Developers are trumpeting the care they take with the environment, but buy-to-let investors with a conscience are finding that saving the planet does not make financial returns.

Developers are trumpeting the care they take with the environment, but buy-to-let investors with a conscience are finding that saving the planet does not make financial returns.

The main problem is that vague promises that a house or flat used up a minimum of the world's resources when it was built cut little ice with tenants, says Ronnie Green, the managing director of John D Wood Lettings. "If you ask if tenants will pay extra to live in an environmentally friendly home, the answer is a resounding, 'No'," he says.

The problem is perception: tenants are short-term; buyers are for life. "Payback for environmental improvements can work out at five to 15 years, when the average tenancy is 18 months," says Green. "It is far easier to convince a house-buyer of the merits of saving the environment, because it is for the long term. After all, the very term 'mortgage' means 'debt to the death'."

There are some environmentally friendly features that do add value to a property, says Anne Currell, the managing director of Currell estate agents, "but they need to be visible," she stresses. "I have seen developments with roof gardens, which are eye-catching, instantly appealing and lifestyle focused."

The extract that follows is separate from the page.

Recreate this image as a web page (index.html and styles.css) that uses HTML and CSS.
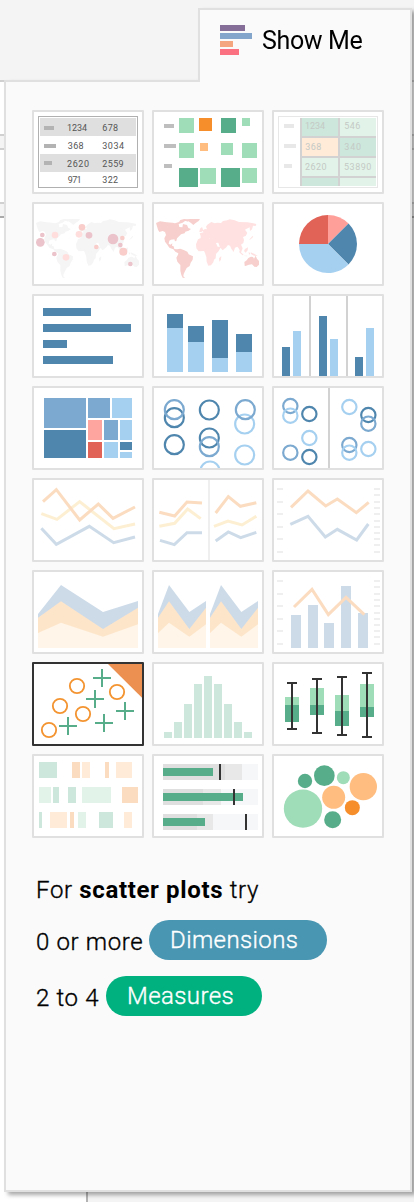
FILE: index.html
```html
<!DOCTYPE html>
<html lang="en">
<head>
<meta charset="utf-8">
<title>Show Me</title>
<link rel="stylesheet" href="styles.css">
</head>
<body>
<div class="backdrop">
  <div class="strip strip-top"></div>
  <div class="strip strip-a"></div>
  <div class="strip strip-b"></div>
  <div class="strip strip-foot"></div>
</div>
<main class="show-me">
  <header class="tab">
    <svg class="logo" viewBox="0 0 32 30"><path fill="#856f98" d="M0 0h25v6H0z"/><path fill="#83a5cc" d="M0 8h32v6H0z"/><path fill="#f4a77e" d="M0 16h13v6H0z"/><path fill="#fb7182" d="M0 24h19v6H0z"/></svg>
    <span class="title">Show Me</span>
  </header>
  <section class="body">
    <div class="grid">
      <div class="cell"><svg viewBox="30 24 324 240">
        <rect x="43.500" y="37.500" width="297" height="213" fill="#fff" stroke="#b0b0b0" stroke-width="3"/>
        <path fill="#dfdfdf" d="M48 42h288v54H48zM48 150h288v54H48z"/>
        <path fill="#b3b3b3" d="M60 66h30v12H60zM60 120h36v12H60zM60 171h24v12H60z"/>
        <g class="num"><text x="129" y="80" textLength="60">1234</text><text x="235" y="80" textLength="47">678</text><text x="131" y="134" textLength="48">368</text><text x="235" y="134" textLength="65">3034</text><text x="129" y="188" textLength="66">2620</text><text x="235" y="188" textLength="64">2559</text><text x="131" y="236" textLength="42">971</text><text x="235" y="236" textLength="47">322</text></g>
      </svg></div>
      <div class="cell"><svg viewBox="390 24 324 240">
        <path fill="#bebebe" d="M420 60h30v12h-30zM420 120h36v12h-36zM420 180h24v12h-24z"/>
        <path fill="#9fdcb8" d="M465 42h45v45h-45zM654 42h24v24h-24zM465 117h45v45h-45zM591 117h36v36h-36zM654 117h45v45h-45zM528 192h48v48h-48zM654 192h45v45h-45z"/>
        <path fill="#57ad8a" d="M591 42h45v45h-45zM465 192h57v57h-57zM591 192h57v57h-57z"/>
        <path fill="#f68e2c" d="M525 42h39v39h-39z"/><path fill="#ffbd7f" d="M528 117h24v24h-24z"/>
      </svg></div>
      <div class="cell"><svg viewBox="750 24 324 240">
        <rect x="763.500" y="37.500" width="297" height="213" fill="#fff" stroke="#e7e7e7" stroke-width="3"/>
        <path fill="#e8e8e8" d="M780 60h30v12h-30zM780 120h36v12h-36zM780 180h24v12h-24z"/>
        <path fill="#d2d2d2" d="M828 42h228v204H828z"/>
        <path fill="#cde7dc" d="M834 42h108v54H834zM948 102h108v54H948zM834 222h108v24H834z"/>
        <path fill="#e2f4e9" d="M948 42h108v54H948zM834 162h108v54H834zM948 162h108v54H948zM948 222h108v24H948z"/>
        <path fill="#ffebd8" d="M834 102h108v54H834z"/>
        <g class="num faint"><text x="843" y="75" textLength="60">1234</text><text x="961" y="75" textLength="48">546</text><text x="844" y="138" textLength="48">368</text><text x="961" y="138" textLength="50">340</text><text x="843" y="198" textLength="65">2620</text><text x="960" y="198" textLength="82">53890</text></g>
      </svg></div>

      <div class="cell"><svg viewBox="30 24 324 240">
        <g transform="translate(-360)" fill="#f5f5f5"><use href="#west"/><use href="#east"/></g>
        <g fill="#ebc3ca"><circle cx="55" cy="117" r="7"/><circle cx="49" cy="139" r="13"/><circle cx="91" cy="174" r="7"/><circle cx="195" cy="118" r="10"/><circle cx="267" cy="129" r="16"/><circle cx="289" cy="147" r="7"/><circle cx="319" cy="204" r="7"/></g>
        <g fill="#f8cdca"><circle cx="174" cy="94" r="10"/><circle cx="217" cy="153" r="7"/><circle cx="295" cy="126" r="7"/><circle cx="298" cy="167" r="12"/></g>
        <g fill="#ffdedd"><circle cx="93" cy="117" r="10"/><circle cx="126" cy="184" r="10"/><circle cx="165" cy="115" r="10"/></g>
      </svg></div>
      <div class="cell"><svg viewBox="390 24 324 240">
        <defs>
          <path id="west" d="M396 81l12-5 20 3 18 1 7 2 12-4 4-6 11-3 12 1-9 5-7 5-12 4 2 9 9 1 2-10 12 3 4 9 8 3-7 5-10 3-2 5-11 3-8 8-4 4-2 8-4 1-2-6-10 1-5 3-2 9 5 3 6-4-1 7 5 2 2 8 8 1 10-2 12 5 9 4 4 8 13 6-1 10-6 9-3 10-9 6-5 10-4 8-1 7 5 5-7-1-4-8-3-13v-17l-9-10-3-12 5-9 1-4-9-5-6-7-12-5-6-9-7-9-2-10 5-10-3-9-7-3-10 3-4-7zM488 70l10-1h30l-4 6-9 6-7 6-7-6-8-5-5 1zM661 198l7-5 5-7 8-4 6 1 3 5 5-9 4 9 6 7v11l-7 7-7-1-7-7-9 1-11 4-2-1z"/>
          <path id="east" d="M522 130l13-6 14-1 4 5 17 2 6 11 5 11 10 1-7 12-8 9-1 13-5 4-2 8-7 9-8 1-5-12-1-14-4-12-3-6-16 1-7-9-1-12zM530 120l-3-8 12-3-4-5 8-5 6 1-3-8 4-6 12-8 10 4 8-2 11 1 6-6 13-2 7-3 15 3 13 5 25 1 18 3 9 2-2 6-8-1-3 11-6 5-1-11-9 4-5 3 7 10-5 9-8 3 3 9-2 9-7 5 5 11-3 7-3 8-5-14-5-6-7 3-4 13-7-10-4-9-6-2-5 7-11 9-8-9-5-14-8 1-5-7-5 2-9-9 2 9-9-6-6 5-4 5-9 2zM528 98l6-5 4 10-6 5h-6zM585 187l7-7-1 11-5 6zM685 120l3 2-8 8-5 1 6-6zM644 164l9 6 6 7-3 1-9-8zM663 159l9-5-1 9-6 7-5-5zM674 168l5 4-4 5zM680 169l12 5 9 6-11-1-9-5zM660 179l10 0 0 2-9-1z"/>
        </defs>
        <use href="#east" fill="#ffe1e1"/><use href="#west" fill="#f7d0cd"/>
      </svg></div>
      <div class="cell"><svg viewBox="750 24 324 240">
        <path fill="#e16257" d="M912 144h-87a87 87 0 0 1 87-87z"/><path fill="#ff9f9a" d="M912 144V57a87 87 0 0 1 61.500 25.500z"/><path fill="#4f86ae" d="M912 144l61.500-61.500a87 87 0 0 1 0 123z"/><path fill="#a6d0f0" d="M912 144l61.500 61.500A87 87 0 0 1 825 144z"/>
      </svg></div>

      <div class="cell"><svg viewBox="30 24 324 240"><path fill="#4f86ae" d="M57 60h144v24H57zM57 108h264v24H57zM57 156h72v24H57zM57 204h210v24H57z"/></svg></div>
      <div class="cell"><svg viewBox="390 24 324 240"><path fill="#4f86ae" d="M429 78h48v42h-48zM492 114h48v48h-48zM564 96h48v114h-48zM636 138h48v54h-48z"/><path fill="#a6d0f0" d="M429 120h48v132h-48zM492 162h48v90h-48zM564 210h48v42h-48zM636 192h48v60h-48z"/></svg></div>
      <div class="cell"><svg viewBox="750 24 324 240"><path fill="#d2d2d2" d="M855 24h6v240h-6zM966 24h6v240h-6z"/><path fill="#4f86ae" d="M774 177h24v87h-24zM885 84h24v180h-24zM993 207h24v57h-24z"/><path fill="#a6d0f0" d="M807 129h24v135h-24zM918 153h24v111h-24zM1026 120h24v144h-24z"/></svg></div>

      <div class="cell"><svg viewBox="30 24 324 240"><path fill="#7ba9cf" d="M60 54h126v90H60zM192 54h66v60h-66zM240 120h42v60h-42z"/><path fill="#4f86ae" d="M60 150h126v84H60zM288 186h36v24h-36z"/><path fill="#a6d0f0" d="M264 54h60v60h-60zM288 120h36v60h-36zM240 186h42v48h-42zM288 216h36v18h-36z"/><path fill="#ffa59f" d="M192 120h42v60h-42z"/><path fill="#e16257" d="M192 186h42v48h-42z"/></svg></div>
      <div class="cell"><svg viewBox="390 24 324 240" fill="none" stroke-width="6.500">
        <g stroke="#4f86ae"><circle cx="451" cy="113" r="28.500"/><circle cx="451" cy="194" r="28.500"/><circle cx="556" cy="90" r="28.500"/><circle cx="556" cy="174" r="28.500"/></g>
        <g stroke="#a6d0f0"><circle cx="662" cy="132" r="28.500"/><circle cx="662" cy="225" r="28.500"/><circle cx="558" cy="273" r="28.500"/></g>
        <g stroke="#7ba9cf"><circle cx="451" cy="89" r="28.500"/><circle cx="556" cy="200" r="28.500"/><circle cx="664" cy="89" r="28.500"/></g>
      </svg></div>
      <div class="cell"><svg viewBox="750 24 324 240" fill="none" stroke-width="6.500">
        <path fill="#d2d2d2" d="M912 24h6v240h-6z"/>
        <g stroke="#4f86ae"><circle cx="856" cy="102" r="21.500"/><circle cx="856" cy="231" r="21.500"/><circle cx="1033" cy="105" r="21.500"/></g>
        <g stroke="#7ba9cf"><circle cx="799" cy="78" r="21.500"/><circle cx="799" cy="218" r="21.500"/><circle cx="1033" cy="131" r="21.500"/><circle cx="976" cy="195" r="21.500"/></g>
        <g stroke="#a6d0f0"><circle cx="799" cy="107" r="21.500"/><circle cx="856" cy="174" r="21.500"/><circle cx="976" cy="81" r="21.500"/><circle cx="976" cy="218" r="21.500"/><circle cx="1033" cy="207" r="21.500"/></g>
      </svg></div>

      <div class="cell"><svg class="lines" viewBox="30 24 324 240"><path stroke="#fdefd2" d="M52 125l47 17 68-53 103 81 63-14"/><path stroke="#fbdcc0" d="M57 89l40-36 70 91 56-48 44 43 66-34"/><path stroke="#cddbe9" d="M52 169l45 48 99-54 73 49 64-17"/></svg></div>
      <div class="cell"><svg class="lines" viewBox="390 24 324 240"><path fill="#efefef" d="M552 24h6v240h-6z"/><path stroke="#fdefd2" d="M406 163l46-9 39-43 39 29M570 163l42-16 42 12 43-26"/><path stroke="#fbdcc0" d="M406 121l46 11 37-42 45 3M575 123l38-49 36 29 48-11"/><path stroke="#cddbe9" d="M408 205l43 13 38-36h45M575 207l38-27 37 17 47-16"/></svg></div>
      <div class="cell"><svg class="lines" viewBox="750 24 324 240"><path id="ticks" stroke="#efefef" stroke-width="6" d="M759 51h18M759 90h18M759 126h18M759 165h18M759 201h18M759 240h18M1050 51h18M1050 69h18M1050 90h18M1050 108h18M1050 126h18M1050 147h18M1050 165h18M1050 183h18M1050 201h18M1050 219h18M1050 240h18"/><path stroke="#fbdcc0" d="M801 106l51-49 53 45 35-21 57 41 37-31"/><path stroke="#cddbe9" d="M799 157l53-24 52 62 36-23 58 32 35-48"/></svg></div>

      <div class="cell"><svg viewBox="30 24 324 240"><path fill="#cddbe9" d="M42 150l69-87 126 81 105-33v141H42z"/><path fill="#fde5ca" d="M42 161l69-49 126 83 105-64v121H42z"/><path fill="#fff5e8" d="M42 207l69-31 126 42 105-37v71H42z"/></svg></div>
      <div class="cell"><svg viewBox="390 24 324 240"><g id="areas"><path fill="#cddbe9" d="M402 150l33-87 61 81 50-33v141H402z"/><path fill="#fde5ca" d="M402 161l33-49 61 83 50-64v121H402z"/><path fill="#fff5e8" d="M402 207l33-31 61 42 50-37v71H402z"/></g><use href="#areas" x="156"/></svg></div>
      <div class="cell"><svg class="lines" viewBox="750 24 324 240"><use href="#ticks"/><path fill="#cddbe9" d="M801 153h30v99h-30zM852 123h30v129h-30zM900 177h30v75h-30zM951 66h30v186h-30zM1002 147h30v105h-30z"/><path stroke="#fbdcc0" d="M810 129l54-53 49 76 53-52 55 52"/></svg></div>

      <div class="cell selected"><svg viewBox="30 24 324 240" fill="none"><path fill="#eb9050" d="M252 24h102v101z"/><g stroke="#f39431" stroke-width="5.500"><circle cx="159" cy="90" r="21.500"/><circle cx="108" cy="150" r="21.500"/><circle cx="177" cy="174" r="21.500"/><circle cx="75" cy="222" r="21.500"/><circle cx="279" cy="108" r="21.500"/></g><path stroke="#57ad8a" stroke-width="6" d="M207 66h54M234 39v54M186 129h54M213 102v54M276 165h54M303 138v54M213 201h54M240 174v54M105 210h54M132 183v54"/></svg></div>
      <div class="cell"><svg viewBox="390 24 324 240"><path fill="#cde7dc" d="M420 228h24v18h-24zM450 198h24v48h-24zM480 144h24v102h-24zM510 84h24v162h-24zM540 60h24v186h-24zM570 84h24v162h-24zM600 144h24v102h-24zM630 198h24v48h-24zM660 228h24v18h-24z"/></svg></div>
      <div class="cell"><svg viewBox="750 24 324 240"><path fill="#9fdcb8" d="M783 123h42v24h-42zM858 96h42v51h-42zM933 117h42v48h-42zM1008 84h42v69h-42z"/><path fill="#57ad8a" d="M783 147h42v51h-42zM858 147h42v30h-42zM933 165h42v45h-42zM1008 153h42v30h-42z"/><path stroke="#333" stroke-width="6" fill="none" d="M789 81h30M789 219h30M804 81v138M864 69h30M864 231h30M879 69v162M939 63h30M939 237h30M954 63v174M1014 51h30M1014 243h30M1029 51v192"/></svg></div>

      <div class="cell"><svg viewBox="30 24 324 240"><path fill="#cde7dc" d="M45 42h54v48H45zM87 117h18v48H87zM132 117h24v48h-24zM45 192h9v48h-9zM225 192h42v48h-42z"/><path fill="#fbdcc0" d="M144 42h24v48h-24zM243 42h12v48h-12zM294 117h48v48h-48zM138 192h12v48h-12z"/><path fill="#ffebd8" d="M174 42h24v48h-24zM276 42h48v48h-48zM78 192h51v48H78zM300 192h24v48h-24z"/><path fill="#e2f4e9" d="M45 117h36v48H45zM174 117h87v48h-87zM162 192h24v48h-24z"/></svg></div>
      <div class="cell"><svg viewBox="390 24 324 240"><path fill="#f5f7f9" d="M417 48h285v48H417zM417 123h285v48H417zM417 198h285v48H417z"/><path fill="#e8e8e8" d="M417 48h237v48H417zM417 123h174v48H417zM417 198h150v48H417z"/><path fill="#dfdfdf" d="M417 48h186v48H417zM417 123h120v48H417zM417 198h102v48H417z"/><path fill="#57ad8a" d="M417 60h150v24H417zM417 135h240v24H417zM417 210h126v24H417z"/><path fill="#333" d="M585 48h6v48h-6zM627 123h6v48h-6zM663 198h6v48h-6z"/></svg></div>
      <div class="cell"><svg viewBox="750 24 324 240"><g fill="#57ad8a"><circle cx="843" cy="99" r="21.500"/><circle cx="901" cy="83" r="31"/><circle cx="926" cy="215" r="25.500"/></g><g fill="#9fdcb8"><circle cx="958" cy="89" r="19.500"/><circle cx="837" cy="182" r="57.500"/></g><g fill="#ffbd7f"><circle cx="1018" cy="116" r="41"/><circle cx="929" cy="148" r="34.500"/></g><circle cx="985" cy="179" r="22.500" fill="#f68e2c"/></svg></div>
    </div>
    <div class="hints">
      <p class="hint"><span class="w-for">For <b>scatter plots</b> try</span></p>
      <p class="hint"><span class="w-zero">0 or more</span><span class="pill dimensions">Dimensions</span></p>
      <p class="hint"><span class="w-two">2 to 4</span><span class="pill measures">Measures</span></p>
    </div>
  </section>
</main>
</body>
</html>
```
FILE: styles.css
```css
* { box-sizing: border-box; }

body {
  margin: 0;
  width: 414px;
  height: 1202px;
  overflow: hidden;
  position: relative;
  background: #fff;
  color: #000;
  font-family: Roboto, "Liberation Sans", sans-serif;
}

/* Worksheet edges visible behind the panel */
.backdrop {
  position: absolute;
  inset: 0;
  display: flex;
  flex-direction: column;
}
.strip { flex: none; }
.strip-top { height: 82px; background: #f4f4f4; border-bottom: 2px solid #d0d0d0; }
.strip-a { height: 16px; margin-top: 52px; background: #f4f4f4; border: solid #d0d0d0; border-width: 2px 0; }
.strip-b { height: 16px; margin-top: 52px; background: #f4f4f4; border-top: 2px solid #d0d0d0; border-bottom: 2px solid #aaa; }
.strip-foot { flex: 1; margin-left: 86px; background: #f4f4f4; border-left: 2px solid #b3b3b3; }

.show-me {
  position: relative;
  width: 408px;
  height: 1192px;
  margin-left: 4px;
  padding-top: 8px;
  display: flex;
  flex-direction: column;
  filter: drop-shadow(4px 3px 2px rgba(0, 0, 0, .34));
}

.tab {
  position: relative;
  z-index: 1;
  align-self: flex-end;
  width: 214px;
  height: 74px;
  margin-bottom: -2px;
  padding: 15px 0 0 20px;
  display: flex;
  align-items: flex-start;
  gap: 10px;
  background: #fafafa;
  border: solid #e0e0e0;
  border-width: 2px 2px 0;
}
.logo { width: 32px; height: 30px; }
.title { font-size: 25px; font-weight: 400; line-height: 31px; letter-spacing: -.35px; }

.body {
  flex: 1;
  padding: 28px 26px 0;
  background: #fafafa;
  border: 2px solid #e0e0e0;
}

.grid {
  display: grid;
  grid-template-columns: repeat(3, 112px);
  grid-auto-rows: 84px;
  gap: 8px;
}
.cell {
  background: #fff;
  border: 2px solid #e0e0e0;
  border-radius: 1px;
}
.cell svg { display: block; width: 108px; height: 80px; }
.selected { border-color: #333; }

.lines { fill: none; stroke-width: 9px; }
.num { font: 400 27px Roboto, sans-serif; fill: #555; }
.faint { fill: #c4c9c5; }

.hints {
  display: flex;
  flex-direction: column;
  gap: 16px;
  padding: 34px 0 0 4px;
}
.hint {
  margin: 0;
  height: 40px;
  display: flex;
  gap: 6px;
  font-size: 24px;
  font-weight: 300;
  line-height: 45px;
  letter-spacing: .65px;
  white-space: nowrap;
  -webkit-text-stroke: .35px currentColor;
}
.hint:first-child { height: 32px; line-height: 32px; }
.hint b { font-weight: 700; -webkit-text-stroke: 0; }
.w-for { padding-top: 2px; }
.w-zero { width: 107px; }
.w-two { width: 64px; }
.pill {
  height: 40px;
  padding-left: 21px;
  border-radius: 20px;
  color: #fff;
  line-height: 40px;
  letter-spacing: .4px;
}
.dimensions { width: 178px; background: #4996b2; }
.measures { width: 156px; background: #00b180; }
```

Which means, in effect, that people are prepared to pay extra for things they like, rather than simply because they help the environment. Less visible items, such as triple glazing, condensing boilers, wood from sustainable sources, add cost, but do nothing for tenants, Currell says. But she is more optimistic about the future. "Residents are not enlightened enough to the full environmentally friendly option, but I am sure that will come," she says.

So far, only publicly funded or charitable developers have shown more than a token concern with the environment, in buildings such as the Peabody Trust's dramatic BedZed development in south London and the Greenwich Millennium Village. But, spurred by legislation, developers are beginning to get more environmentally minded. The recent introduction of carbon trading is already having an impact, with Berkeley Homes announcing their first "carbon neutral" development at its West 3 development in Acton, west London. To ensure everyone living there at least nominally cuts down on the fossil fuels they use, the 518 new homes will be signed up to "green" tariffs, increasing the take-up of green energy by one per cent at a stroke - and there will be no gas supply either.

Inevitably, carbon dioxide, the greenhouse gas, will have been generated by the construction process, and this is being compensated for by planting five hectares of trees in the Forest of Marston Vale in Bedfordshire (one of the forests being re-established round the country) and by sponsoring technology-switch programmes intended to reduce the use of fossil fuels, including a microhydro project in Bulgaria. The project is being managed by environmental consultants Future Forests.

Jonathan Shopley, the chief executive of Future Forests, says: "Nearly 50 per cent of CO2 emissions in the UK are created by the construction, maintenance and operations of our homes and buildings. The programme we've developed with Berkeley Homes clearly demonstrates that it's possible to make significant reductions with relative ease."

There is also little financial incentive to cut down on energy use, says Philip Davies, the chief executive of Linden Homes. "There are concerns that the Government is well behind its obligations under the European directive to produce energy ratings on the housing stock of the UK," he says. "Home-owners who have taken measures to reduce energy waste should be rewarded with generous tax breaks. Instead of just using a stick, why doesn't John Prescott dangle a carrot and reduce council tax charges by 10 to 20 per cent for homes where owners have made an effort to reduce emissions or bought an energy-efficient new house?"